Entre os dois, quase nada se acerta, e, a principio, Marina se conforta apenas com a presença do menino Chico (Oswaldo Eugênio), cuja pureza se transforma em uma companhia aprazível. Aos poucos, ela se convence que nunca conseguirá se adaptar a Ilhabela, e menos ainda ao marido. Também a incomodam as cobiçosas investidas dos demais homens do local, especialmente as de Manuel (Carlos Vergueiro), sócio do marido, e que pretende conquistá-la à força. Ao pressentir as más intenções do amigo, Zé Amaro entra em conflito com ele, gerando brigas e ameaças de retaliações. Em meio a esse caos e desequilíbrio instalado ao seu redor, a jovem percebe que precisará arquitetar outro modo de fugir da ilha − ou ao menos do marido.

A sua conselheira é Sinhá Felicidade (Maria Joaquina Rocha), uma feiticeira velha e preta, avó de Chico e adepta de macumba, que tem contas a acertar com Zé Amaro, a quem acusa de ser coisa ruim e acreditando ser ele o responsável pela morte de sua filha e ex-esposa do barqueiro. Felicidade se aproxima de Marina na intenção de influenciá-la a arranjar um homem que a mereça, ou pelo menos convencê-la a se livrar do marido. A presença de Felicidade resulta em diversas cenas envolvendo macumba e folclore, num dos primeiros filmes nacionais que fariam representações do misticismo local, antecipando o que na década seguinte algumas obras do Cinema Novo se preocupariam em mostrar nas telas. Em Caiçara, há também o medo de a protagonista carregar a lepra no sangue e cedo ou tarde contraí-la como o peso de uma maldição (ainda que não seja uma doença hereditária). Outras desventuras com Marina levam os demais moradores do lugar a apontá-la como possuidora de má-sorte, mau-olhado ou de estar com o demônio no corpo. O seu envolvimento com o marinheiro Alberto (Mário Sergio) faz com que a narrativa tome outro rumo.

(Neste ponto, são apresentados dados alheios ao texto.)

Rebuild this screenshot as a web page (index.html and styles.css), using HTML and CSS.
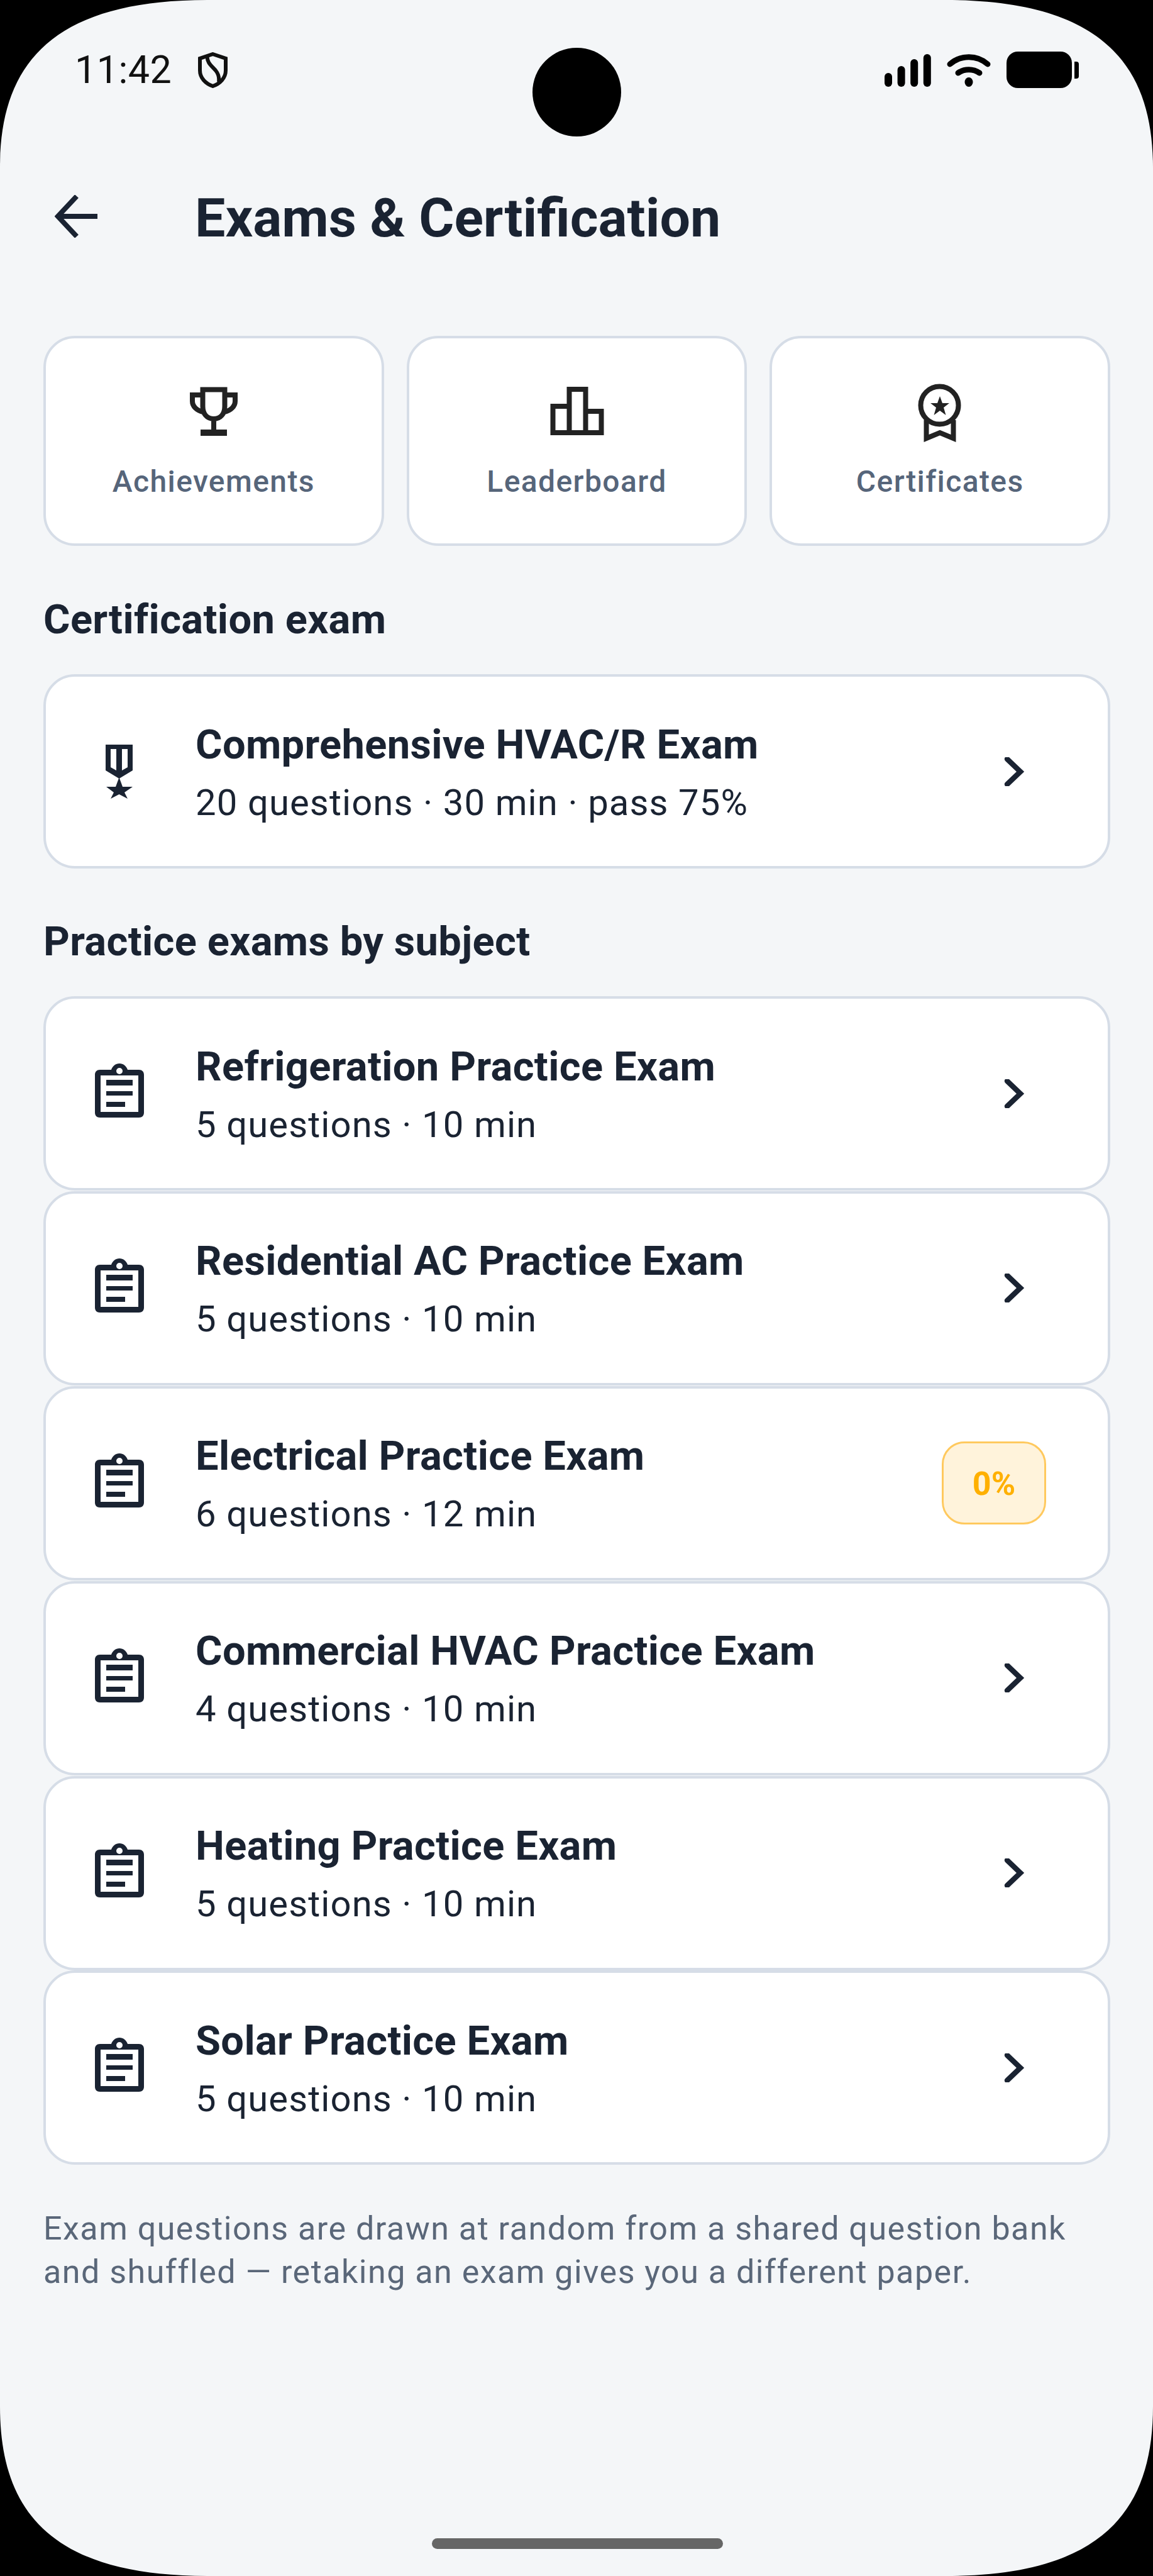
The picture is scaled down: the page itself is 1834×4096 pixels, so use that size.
FILE: index.html
```html
<!DOCTYPE html>
<html lang="en">
<head>
  <meta charset="UTF-8" />
  <title>Exams &amp; Certification</title>
  <link rel="stylesheet" href="styles.css">
</head>
<body>

<svg width="0" height="0" class="defs">
  <symbol id="clip" viewBox="0 0 78 86">
    <path fill-rule="evenodd" d="M8 10H26C28 4 33 0 39 0S50 4 52 10H70C75 10 78 13 78 18V78C78 83 75 86 70 86H8C3 86 0 83 0 78V18C0 13 3 10 8 10ZM9 19V77H69V19ZM39 7A5 5 0 1 0 39 17A5 5 0 1 0 39 7Z"/>
    <rect x="18" y="26" width="42" height="9"/>
    <rect x="18" y="44" width="42" height="7"/>
    <rect x="18" y="61" width="30" height="8"/>
  </symbol>
  <symbol id="chev" viewBox="0 0 34 46">
    <path d="M6 3L27 23L6 43" fill="none" stroke="currentColor" stroke-width="8.500" stroke-linecap="round"/>
  </symbol>
</svg>

<div class="screen">
  <div class="status">
    <div class="status-left">
      <span class="time">11:42</span>
      <svg class="shield" viewBox="0 0 47 57"><path d="M23.500 3L44 10V29C44 41 35 50 23.500 54C12 50 3 41 3 29V10Z M15 5C13 16 22 22 28 29C32 34 34 40 33 47" fill="none" stroke="#111" stroke-width="6"/></svg>
    </div>
    <div class="status-right">
      <svg class="signal" viewBox="0 0 74 52">
        <rect x="0" y="30" width="12" height="22" rx="6"/>
        <rect x="20.600" y="19" width="12" height="33" rx="6"/>
        <rect x="41.200" y="8" width="12" height="44" rx="6"/>
        <rect x="61.800" y="0" width="12" height="52" rx="6"/>
      </svg>
      <svg class="wifi" viewBox="0 0 70 53">
        <path d="M5 17C22 2 48 2 65 17" fill="none" stroke="#000" stroke-width="9" stroke-linecap="round"/>
        <path d="M18 31C28 24 42 24 52 31" fill="none" stroke="#000" stroke-width="9" stroke-linecap="round"/>
        <ellipse cx="35" cy="45.500" rx="6.500" ry="7.500"/>
      </svg>
      <div class="battery"></div>
      <div class="battery-tip"></div>
    </div>
  </div>

  <div class="topbar">
    <svg class="back" viewBox="0 0 68 68"><path d="M68 34H6M35 2L5 34L35 66" fill="none" stroke="#1a2332" stroke-width="8"/></svg>
    <h1>Exams &amp; Certification</h1>
  </div>

  <div class="chips">
    <div class="chip">
      <svg class="chip-icon" viewBox="0 0 96 96"><path d="M30.500 11.500H65.500V38C65.500 50 59 58 48 58S30.500 50 30.500 38ZM30 20H14V30C14 38 21 45 31 47M66 20H82V30C82 38 75 45 65 47M48 58V80" fill="none" stroke="#222" stroke-width="8"/><path d="M27 80H69" fill="none" stroke="#222" stroke-width="10"/></svg>
      <span>Achievements</span>
    </div>
    <div class="chip">
      <svg class="chip-icon" viewBox="0 0 96 96"><path d="M10.500 80V38H36.500V80ZM36.500 80V11H62.500V80ZM62.500 80V46H87.500V80Z" fill="none" stroke="#222" stroke-width="8"/></svg>
      <span>Leaderboard</span>
    </div>
    <div class="chip">
      <svg class="chip-icon" viewBox="0 0 96 96"><circle cx="47.500" cy="36.500" r="30" fill="none" stroke="#222" stroke-width="8"/><path d="M48 22L52 33H63L54 40L57.500 52L48 45L38.500 52L42 40L33 33H44Z" fill="#222"/><path d="M26.500 60V89L48 80L69.500 89V60" fill="none" stroke="#222" stroke-width="8"/></svg>
      <span>Certificates</span>
    </div>
  </div>

  <h2 class="sec-cert">Certification exam</h2>
  <div class="card">
    <div class="card-icon">
      <svg class="medal" viewBox="0 0 43 86"><path fill-rule="evenodd" d="M0 0H43V41L21.500 54L0 41ZM8 7V36L17 41V7ZM26 7V41L35 36V7Z"/><path d="M21.500 52L27 67H43L30 76L35 86L21.500 79L8 86L13 76L1 67H16Z"/></svg>
    </div>
    <div class="card-text">
      <div class="card-title">Comprehensive HVAC/R Exam</div>
      <div class="card-sub">20 questions · 30 min · pass 75%</div>
    </div>
    <svg class="chevron"><use href="#chev"/></svg>
  </div>

  <h2 class="sec-practice">Practice exams by subject</h2>
  <div class="list">
    <div class="card">
      <div class="card-icon"><svg class="clipboard"><use href="#clip"/></svg></div>
      <div class="card-text">
        <div class="card-title">Refrigeration Practice Exam</div>
        <div class="card-sub">5 questions · 10 min</div>
      </div>
      <svg class="chevron"><use href="#chev"/></svg>
    </div>
    <div class="card">
      <div class="card-icon"><svg class="clipboard"><use href="#clip"/></svg></div>
      <div class="card-text">
        <div class="card-title">Residential AC Practice Exam</div>
        <div class="card-sub">5 questions · 10 min</div>
      </div>
      <svg class="chevron"><use href="#chev"/></svg>
    </div>
    <div class="card">
      <div class="card-icon"><svg class="clipboard"><use href="#clip"/></svg></div>
      <div class="card-text">
        <div class="card-title">Electrical Practice Exam</div>
        <div class="card-sub">6 questions · 12 min</div>
      </div>
      <div class="badge">0%</div>
    </div>
    <div class="card">
      <div class="card-icon"><svg class="clipboard"><use href="#clip"/></svg></div>
      <div class="card-text">
        <div class="card-title">Commercial HVAC Practice Exam</div>
        <div class="card-sub">4 questions · 10 min</div>
      </div>
      <svg class="chevron"><use href="#chev"/></svg>
    </div>
    <div class="card">
      <div class="card-icon"><svg class="clipboard"><use href="#clip"/></svg></div>
      <div class="card-text">
        <div class="card-title">Heating Practice Exam</div>
        <div class="card-sub">5 questions · 10 min</div>
      </div>
      <svg class="chevron"><use href="#chev"/></svg>
    </div>
    <div class="card">
      <div class="card-icon"><svg class="clipboard"><use href="#clip"/></svg></div>
      <div class="card-text">
        <div class="card-title">Solar Practice Exam</div>
        <div class="card-sub">5 questions · 10 min</div>
      </div>
      <svg class="chevron"><use href="#chev"/></svg>
    </div>
  </div>

  <p class="note">Exam questions are drawn at random from a shared question bank and shuffled — retaking an exam gives you a different paper.</p>

  <div class="home-bar"></div>

  <!-- things that sit on top of the page -->
  <div class="camera"></div>
  <svg class="corners" viewBox="0 0 1834 4096">
    <path d="M0 0H330C77 0 0 107 0 267Z"/>
    <path d="M1834 0H1504C1757 0 1834 107 1834 267Z"/>
    <path d="M0 4096H330C77 4096 0 3989 0 3826Z"/>
    <path d="M1834 4096H1504C1757 4096 1834 3989 1834 3826Z"/>
  </svg>
</div>

</body>
</html>
```

FILE: styles.css
```css
body {
  margin: 0;
  background: #000;
  font-family: Roboto, sans-serif;
  color: #1a2332;
}
.defs {
  position: absolute;
}
.screen {
  position: relative;
  width: 1834px;
  height: 4096px;
  overflow: hidden;
  background: #f4f6f8;
  padding: 0 68px 0 69px;
  box-sizing: border-box;
}
.status {
  display: flex;
  justify-content: space-between;
  align-items: flex-start;
  margin: 0 50px 0 50px;
  padding-top: 82px;
  height: 170px;
  box-sizing: border-box;
}
.status-left {
  display: flex;
  align-items: center;
  gap: 42px;
}
.time {
  font-size: 61px;
  line-height: 58px;
  color: #111;
  letter-spacing: 0.5px;
}
.shield {
  width: 47px;
  height: 57px;
}
.status-right {
  display: flex;
  align-items: flex-start;
}
.signal {
  width: 74px;
  height: 52px;
  margin-top: 4px;
}
.wifi {
  width: 70px;
  height: 53px;
  margin: 3px 25px 0;
}
.battery {
  width: 104px;
  height: 58px;
  border-radius: 18px;
  background: #000;
}
.battery-tip {
  width: 7px;
  height: 27px;
  margin: 16px 0 0 4px;
  border-radius: 0 4px 4px 0;
  background: #000;
}
.topbar {
  display: flex;
  align-items: center;
  margin-top: 140px;
  height: 68px;
}
.back {
  width: 68px;
  height: 68px;
  margin: 0 155px 0 18px;
}
h1 {
  margin: 5px 0 0;
  font-size: 86px;
  line-height: 68px;
  font-weight: 700;
  color: #1a2332;
}
.chips {
  display: grid;
  grid-template-columns: repeat(3, 1fr);
  gap: 36px;
  margin-top: 156px;
}
.chip {
  height: 334px;
  box-sizing: border-box;
  background: #fff;
  border: 4px solid #d6dde7;
  border-radius: 50px;
  display: flex;
  flex-direction: column;
  align-items: center;
  padding-top: 70px;
}
.chip-icon {
  width: 96px;
  height: 96px;
}
.chip span {
  margin-top: 34px;
  font-size: 48px;
  line-height: 56px;
  font-weight: 500;
  letter-spacing: 1.4px;
  color: #56657a;
}
h2 {
  margin: 0;
  font-size: 65px;
  line-height: 74px;
  font-weight: 700;
  letter-spacing: 0.35px;
  color: #1a2332;
}
.sec-cert {
  margin-top: 80px;
  margin-bottom: 50px;
}
.sec-practice {
  margin-top: 79px;
  margin-bottom: 50px;
}
.list {
  display: flex;
  flex-direction: column;
  gap: 0.9px;
}
.card {
  height: 309px;
  box-sizing: border-box;
  background: #fff;
  border: 4px solid #d6dde7;
  border-radius: 50px;
  display: flex;
  align-items: center;
}
.card-icon {
  width: 233px;
  padding-right: 5px;
  display: flex;
  justify-content: center;
  flex: none;
}
.medal {
  width: 43px;
  height: 86px;
  fill: #1a2332;
}
.clipboard {
  width: 78px;
  height: 86px;
  margin-top: -9px;
  fill: #1a2332;
}
.card-text {
  flex: 1;
  margin-top: 3px;
}
.card-title {
  font-size: 65px;
  line-height: 74px;
  font-weight: 700;
  letter-spacing: 0.35px;
}
.card-sub {
  margin-top: 21px;
  font-size: 58px;
  line-height: 68px;
  letter-spacing: 1.1px;
}
.chevron {
  width: 34px;
  height: 46px;
  margin-right: 132px;
  color: #1a2332;
}
.badge {
  width: 166px;
  height: 132px;
  box-sizing: border-box;
  margin-right: 98px;
  padding-top: 2px;
  background: #fff3db;
  border: 3px solid #ffc95e;
  border-radius: 36px;
  display: flex;
  align-items: center;
  justify-content: center;
  font-size: 52px;
  font-weight: 700;
  color: #ffb000;
}
.note {
  margin: 67px 0 0;
  font-size: 52px;
  line-height: 69px;
  letter-spacing: 1.5px;
  color: #5a6779;
}
.home-bar {
  position: absolute;
  left: 687px;
  top: 4036px;
  width: 463px;
  height: 17px;
  border-radius: 9px;
  background: #666;
}
.camera {
  position: absolute;
  left: 847px;
  top: 76px;
  width: 141px;
  height: 141px;
  border-radius: 50%;
  background: #000;
}
.corners {
  position: absolute;
  left: 0;
  top: 0;
  width: 1834px;
  height: 4096px;
}
```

Caiçara representa um recomeço do cinema brasileiro, vinte anos depois de o ciclo de grandes obras mudas do nosso cinema (Limite, Ganga Bruta, etc.) ser interrompido com a passagem para o sonoro. É o marco inicial da produção em grande escala industrial e internacional (o filme representou o país no Festival de Cannes em 1951, numa das primeiras edições do prêmio), com uma elaborada feitura técnica aliada a características tipicamente brasileiras, ao mesmo tempo em que carrega inegáveis influências estrangeiras, com uma referência mais próxima (e malfeita) ao neo-realismo italiano por conta da descrição de uma comunidade pobre e humilde (a trama tem certas semelhanças com Stromboli, de Roberto Rossellini), e um desejo mais secreto e forte de algo hollywoodiano, com a realidade invadindo a tela desde que não tocando no esquema dramático, ficcional. Por outro lado, até mesmo a Companhia Cinematográfica Atlântida (há cerca de dez anos na ativa) somente depois do surgimento da Vera Cruz lançaria as suas comédias mais clássicas e célebres, abandonando o desleixo formal de suas produções dos anos quarenta. Caiçara, para a época, foi um passo para um novo estágio do cinema nacional, a partir de um estúdio que em pouco tempo alçaria vôos bem maiores como os já mencionados O Cangaceiro e Floradas na Serra, para ficar em apenas dois exemplos.